Mandelbot is Fractle's web crawler and it lets you control what files are crawled using a robots.txt file. This page describes Mandelbot's support of robots.txt, which is part of Mandelbot's support for the Robots Exclusion Protocol.
Mandelbot looks for a file named robots.txt in the root directory
of your website. For example, for the url
http://www.example.com/dogs/barking.html
,
Mandelbot would look for a corresponding robots.txt file at
http://www.example.com/robots.txt
.
Different domains, sub-domains, protocols (http and https), and
ports, each require their own robots.txt file in their respective
root directory. The robots.txt file at
http://www.example.com/robots.txt
only applies to urls
starting with http://www.example.com/
. It will not
apply to any urls starting with: https://www.example.com/
,
http://subdomain.example.com/
, or
http://www.example.com:8080/
.
Mandelbot will not look in sub-directories for your robots.txt file nor in files with different names. The root directory is the only location Mandelbot will look for a robots.txt file. If it is not there, as far as Mandelbot is concerned, it does not exist.
If you create or change your robots.txt file, please allow at least 48 hours for Mandelbot to discover the changes; we cache the robots.txt file to avoid sending unnecessary requests to your server.
To temporarily stop Mandelbot from crawling your site, return a response containing a 503 Service Unavailable HTTP Status Code to any request made by Mandelbot. When such a response is received, Mandelbot will stop crawling and resume at some later time.
Do not change your robots.txt file to temporarily stop Mandelbot from crawling; it will not take effect until the cached copy expires and can negatively affect the indexing of your pages in Fractle.
The HTTP Status Code that is received by Mandelbot when it makes an HTTP request for robots.txt determines how it is interpreted.
If a 2xx Success status code is received, the response will be processed according to the rules on this page.
If a 3xx Redirection status code is received, the redirects will be followed and the end result treated as though it were the robots.txt response.
If a 4xx Client Error status code is received, it will be treated as though no robots.txt file exists and crawling of any url is allowed. This is true even for 401 Unauthorized and 403 Forbidden responses.
If a 5xx Server Error status code is received, it will be treated as a temporary server problem and the request will be retried later. If Mandelbot determines a server is incorrectly returning 5xx status codes instead of 404 status codes, it will treat 5xx errors as 404 errors.

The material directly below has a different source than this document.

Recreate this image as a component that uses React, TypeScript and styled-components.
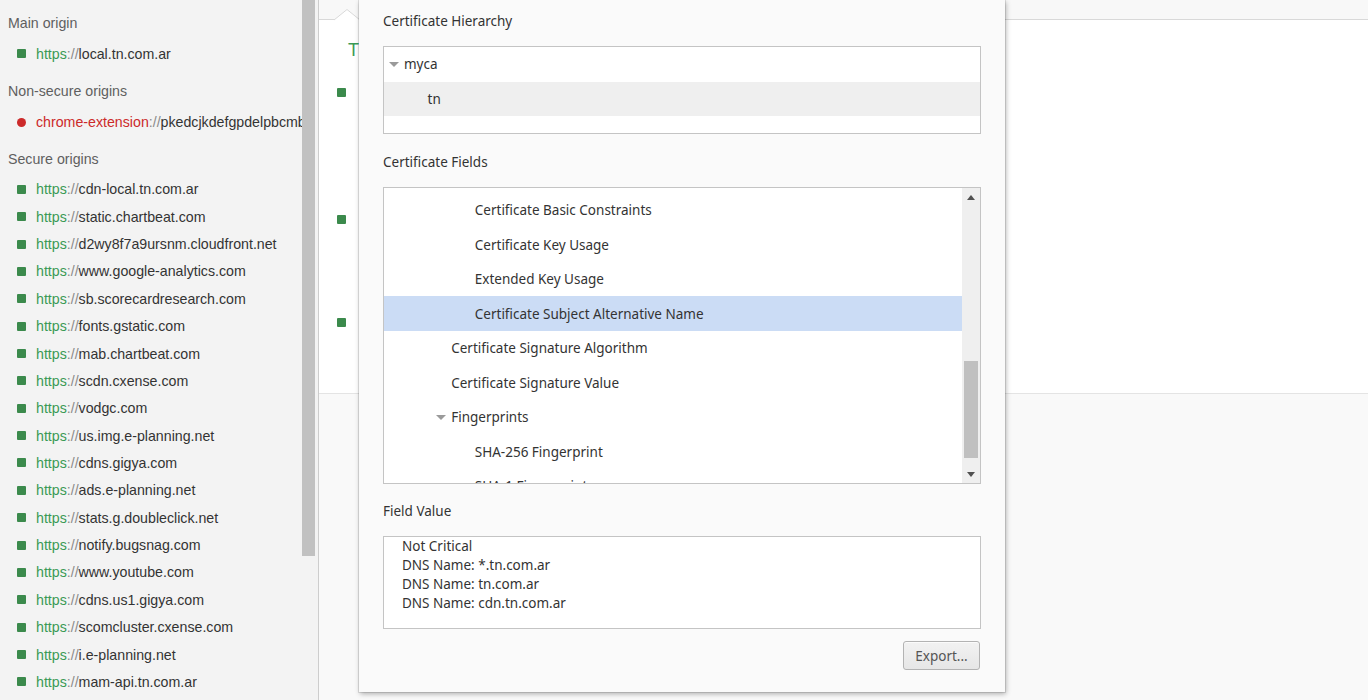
import React from "react";
import styled, { createGlobalStyle } from "styled-components";

const Global = createGlobalStyle`
  html, body { margin: 0; padding: 0; background: #ffffff; }
  body { font-family: "Liberation Sans", Arial, sans-serif; overflow: hidden; }
  * { box-sizing: border-box; }
`;

const Page = styled.div`
  position: relative;
  display: flex;
  width: 1368px;
  height: 700px;
  overflow: hidden;
`;

/* ---------- Sidebar ---------- */
const Sidebar = styled.aside`
  display: flex;
  width: 319px;
  height: 700px;
  background: #f3f3f3;
  border-right: 1px solid #cdcdcd;
`;

const OriginList = styled.div`
  flex: 1;
  min-width: 0;
  overflow: hidden;
`;

const Section = styled.section<{ $top: number }>`
  padding-top: ${(p) => p.$top}px;
`;

const SectionTitle = styled.div`
  height: 20px;
  line-height: 20px;
  padding-left: 8px;
  margin-bottom: 7px;
  font-size: 14.2px;
  color: #5f5f5f;
  white-space: nowrap;
`;

const OriginRow = styled.div`
  display: flex;
  align-items: center;
  height: 27.36px;
  padding-left: 17px;
  font-size: 14.2px;
  white-space: nowrap;
`;

const Marker = styled.span<{ $kind: "secure" | "insecure" }>`
  flex: none;
  width: 9px;
  height: 9px;
  margin-right: 10px;
  background: ${(p) => (p.$kind === "secure" ? "#3b8a4c" : "#cc2a2a")};
  border-radius: ${(p) => (p.$kind === "secure" ? "1px" : "50%")};
`;

const Scheme = styled.span<{ $kind: "secure" | "insecure" }>`
  color: ${(p) => (p.$kind === "secure" ? "#3a9a55" : "#cc2a2a")};
`;

const Sep = styled.span`
  color: #8a8a8a;
`;

const Host = styled.span`
  color: #333333;
`;

const SideScroll = styled.div`
  width: 13px;
  margin-right: 3px;
  flex: none;
`;

const SideThumb = styled.div`
  height: 556px;
  background: #c1c1c1;
`;

/* ---------- Main panel (behind dialog) ---------- */
const Main = styled.main`
  position: relative;
  flex: 1;
  display: flex;
  flex-direction: column;
  min-width: 0;
`;

const TopBar = styled.div`
  height: 20px;
  background: #f8f8f8;
  border-bottom: 1px solid #d9d9d9;
`;

const Notch = styled.svg`
  position: absolute;
  left: 15px;
  top: 8px;
`;

const Content = styled.div`
  height: 374px;
  padding: 18px 0 0 18px;
  background: #ffffff;
  border-bottom: 1px solid #e4e4e4;
`;

const Summary = styled.div`
  padding-left: 11px;
  height: 24px;
  line-height: 24px;
  font-size: 18px;
  color: #3a9a55;
  white-space: nowrap;
`;

const Explanation = styled.div<{ $h: number; $first?: boolean }>`
  display: flex;
  align-items: flex-start;
  height: ${(p) => p.$h}px;
  margin-top: ${(p) => (p.$first ? 21 : 0)}px;
`;

const ExplainSquare = styled.span`
  flex: none;
  width: 9px;
  height: 9px;
  margin-top: 5px;
  background: #3b8a4c;
  border-radius: 1px;
`;

const ExplainText = styled.div`
  margin-left: 30px;
  font-size: 14px;
  line-height: 20px;
  color: #333;
`;

const Footer = styled.div`
  flex: 1;
  background: #f9f9f9;
`;

/* ---------- Certificate dialog ---------- */
const Dialog = styled.div`
  position: absolute;
  left: 359px;
  top: 0;
  width: 646px;
  height: 692px;
  display: flex;
  flex-direction: column;
  padding: 12px 24px 0 24px;
  background: #fafafa;
  box-shadow: 0 0 0 1px rgba(0, 0, 0, 0.1), 1px 2px 5px rgba(0, 0, 0, 0.3);
  font-family: "Noto Sans", "DejaVu Sans", sans-serif;
  font-size: 13.5px;
  color: #333333;
`;

const Label = styled.div<{ $gap: number }>`
  height: 18px;
  line-height: 18px;
  margin-top: ${(p) => p.$gap}px;
  margin-bottom: 16px;
  white-space: nowrap;
`;

const Box = styled.div<{ $h: number }>`
  position: relative;
  height: ${(p) => p.$h}px;
  background: #ffffff;
  border: 1px solid #c4c4c4;
  overflow: hidden;
`;

const FieldsBox = styled(Box)`
  display: flex;
`;

const TreeViewport = styled.div`
  flex: 1;
  min-width: 0;
  overflow: hidden;
`;

const TreeScroller = styled.div`
  padding-top: 4.75px;
`;

const TreeRow = styled.div<{ $level: number; $selected?: boolean; $shade?: boolean }>`
  display: flex;
  align-items: center;
  height: 34.5px;
  flex: none;
  padding-left: ${(p) => 20 + p.$level * 23.6}px;
  white-space: nowrap;
  background: ${(p) => (p.$selected ? "#cbdcf5" : p.$shade ? "#efefef" : "transparent")};
`;

const Expander = styled.span`
  width: 0;
  height: 0;
  margin-left: -15px;
  margin-right: 5px;
  margin-top: 1px;
  border-left: 5px solid transparent;
  border-right: 5px solid transparent;
  border-top: 5px solid #9a9a9a;
`;

const VScroll = styled.div`
  flex: none;
  width: 18px;
  display: flex;
  flex-direction: column;
  background: #efefef;
`;

const ScrollArrow = styled.div<{ $dir: "up" | "down" }>`
  flex: none;
  height: 18px;
  display: flex;
  align-items: center;
  justify-content: center;
  &::before {
    content: "";
    width: 0;
    height: 0;
    border-left: 4.5px solid transparent;
    border-right: 4.5px solid transparent;
    ${(p) =>
      p.$dir === "up"
        ? "border-bottom: 5px solid #505050;"
        : "border-top: 5px solid #505050;"}
  }
`;

const ScrollTrackArea = styled.div`
  flex: 1;
  padding: 155px 2px 0 2px;
`;

const ScrollThumb = styled.div`
  height: 97px;
  background: #c0c0c0;
`;

const ValueBox = styled(Box)`
  padding-left: 18px;
  line-height: 19px;
`;

const ValueLine = styled.div`
  white-space: nowrap;
`;

const ButtonRow = styled.div`
  display: flex;
  justify-content: flex-end;
  margin-top: 12px;
  padding-right: 1px;
`;

const Button = styled.button`
  width: 77px;
  height: 29px;
  padding: 0;
  font-family: "Noto Sans", "DejaVu Sans", sans-serif;
  font-size: 13.5px;
  color: #555555;
  background: linear-gradient(#f2f2f2, #e6e6e6);
  border: 1px solid #b3b3b3;
  border-radius: 3px;
  box-shadow: inset 0 1px 0 #fbfbfb;
`;

const secureOrigins = [
  "cdn-local.tn.com.ar",
  "static.chartbeat.com",
  "d2wy8f7a9ursnm.cloudfront.net",
  "www.google-analytics.com",
  "sb.scorecardresearch.com",
  "fonts.gstatic.com",
  "mab.chartbeat.com",
  "scdn.cxense.com",
  "vodgc.com",
  "us.img.e-planning.net",
  "cdns.gigya.com",
  "ads.e-planning.net",
  "stats.g.doubleclick.net",
  "notify.bugsnag.com",
  "www.youtube.com",
  "cdns.us1.gigya.com",
  "scomcluster.cxense.com",
  "i.e-planning.net",
  "mam-api.tn.com.ar",
];

function Origin({ kind, scheme, host }: { kind: "secure" | "insecure"; scheme: string; host: string }) {
  return (
    <OriginRow>
      <Marker $kind={kind} />
      <Scheme $kind={kind}>{scheme}</Scheme>
      <Sep>://</Sep>
      <Host>{host}</Host>
    </OriginRow>
  );
}

const fieldRows: { text: string; level: number; expanded?: boolean; selected?: boolean }[] = [
  { text: "Certificate Basic Constraints", level: 3 },
  { text: "Certificate Key Usage", level: 3 },
  { text: "Extended Key Usage", level: 3 },
  { text: "Certificate Subject Alternative Name", level: 3, selected: true },
  { text: "Certificate Signature Algorithm", level: 2 },
  { text: "Certificate Signature Value", level: 2 },
  { text: "Fingerprints", level: 2, expanded: true },
  { text: "SHA-256 Fingerprint", level: 3 },
  { text: "SHA-1 Fingerprint", level: 3 },
];

export default function App() {
  return (
    <Page>
      <Global />
      <Sidebar>
        <OriginList>
          <Section $top={13}>
            <SectionTitle>Main origin</SectionTitle>
            <Origin kind="secure" scheme="https" host="local.tn.com.ar" />
          </Section>
          <Section $top={14}>
            <SectionTitle>Non-secure origins</SectionTitle>
            <Origin kind="insecure" scheme="chrome-extension" host="pkedcjkdefgpdelpbcmbmeomcjbeemfm" />
          </Section>
          <Section $top={13}>
            <SectionTitle>Secure origins</SectionTitle>
            {secureOrigins.map((h) => (
              <Origin key={h} kind="secure" scheme="https" host={h} />
            ))}
          </Section>
        </OriginList>
        <SideScroll>
          <SideThumb />
        </SideScroll>
      </Sidebar>

      <Main>
        <TopBar />
        <Notch width="26" height="13" viewBox="0 0 26 13">
          <polygon points="0,12 13,1.5 26,12" fill="#ffffff" />
          <polyline points="0,12 13,1.5 26,12" fill="none" stroke="#d9d9d9" strokeWidth="1" />
        </Notch>
        <Content>
          <Summary>This page is secure (valid HTTPS).</Summary>
          <Explanation $h={127} $first>
            <ExplainSquare />
            <ExplainText>Certificate - valid and trusted</ExplainText>
          </Explanation>
          <Explanation $h={103}>
            <ExplainSquare />
            <ExplainText>Connection - secure (strong TLS 1.2)</ExplainText>
          </Explanation>
          <Explanation $h={60}>
            <ExplainSquare />
            <ExplainText>Resources - all served securely</ExplainText>
          </Explanation>
        </Content>
        <Footer />
      </Main>

      <Dialog>
        <Label $gap={0}>Certificate Hierarchy</Label>
        <Box $h={88}>
          <TreeRow $level={0}>
            <Expander />
            myca
          </TreeRow>
          <TreeRow $level={1} $shade>
            tn
          </TreeRow>
        </Box>

        <Label $gap={19}>Certificate Fields</Label>
        <FieldsBox $h={297}>
          <TreeViewport>
            <TreeScroller>
              {fieldRows.map((r) => (
                <TreeRow key={r.text} $level={r.level} $selected={r.selected}>
                  {r.expanded && <Expander />}
                  {r.text}
                </TreeRow>
              ))}
            </TreeScroller>
          </TreeViewport>
          <VScroll>
            <ScrollArrow $dir="up" />
            <ScrollTrackArea>
              <ScrollThumb />
            </ScrollTrackArea>
            <ScrollArrow $dir="down" />
          </VScroll>
        </FieldsBox>

        <Label $gap={18}>Field Value</Label>
        <ValueBox $h={93}>
          <ValueLine>Not Critical</ValueLine>
          <ValueLine>DNS Name: *.tn.com.ar</ValueLine>
          <ValueLine>DNS Name: tn.com.ar</ValueLine>
          <ValueLine>DNS Name: cdn.tn.com.ar</ValueLine>
        </ValueBox>

        <ButtonRow>
          <Button>Export...</Button>
        </ButtonRow>
      </Dialog>
    </Page>
  );
}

The robots.txt file should be a plain text file consisting of lines separated by carriage returns, line feeds, or both.
A valid line consists of several ordered elements: a field, a colon,
a value, and an optional comment prefixed by a hash:
<field>:<value>(#<comment>)
.
The <field>
element is case-insensitive and any
whitespace before or after any element is ignored.
Invalid lines and valid lines with an invalid <field>
are ignored; the remaining valid lines are processed according to
the rules on this page. The treatment of valid lines with a valid
<field>
and an invalid <value>
is undefined.
A robots.txt file contains zero or more directive groups. A directive group consists of one or more user agent lines, followed by one or more directive lines.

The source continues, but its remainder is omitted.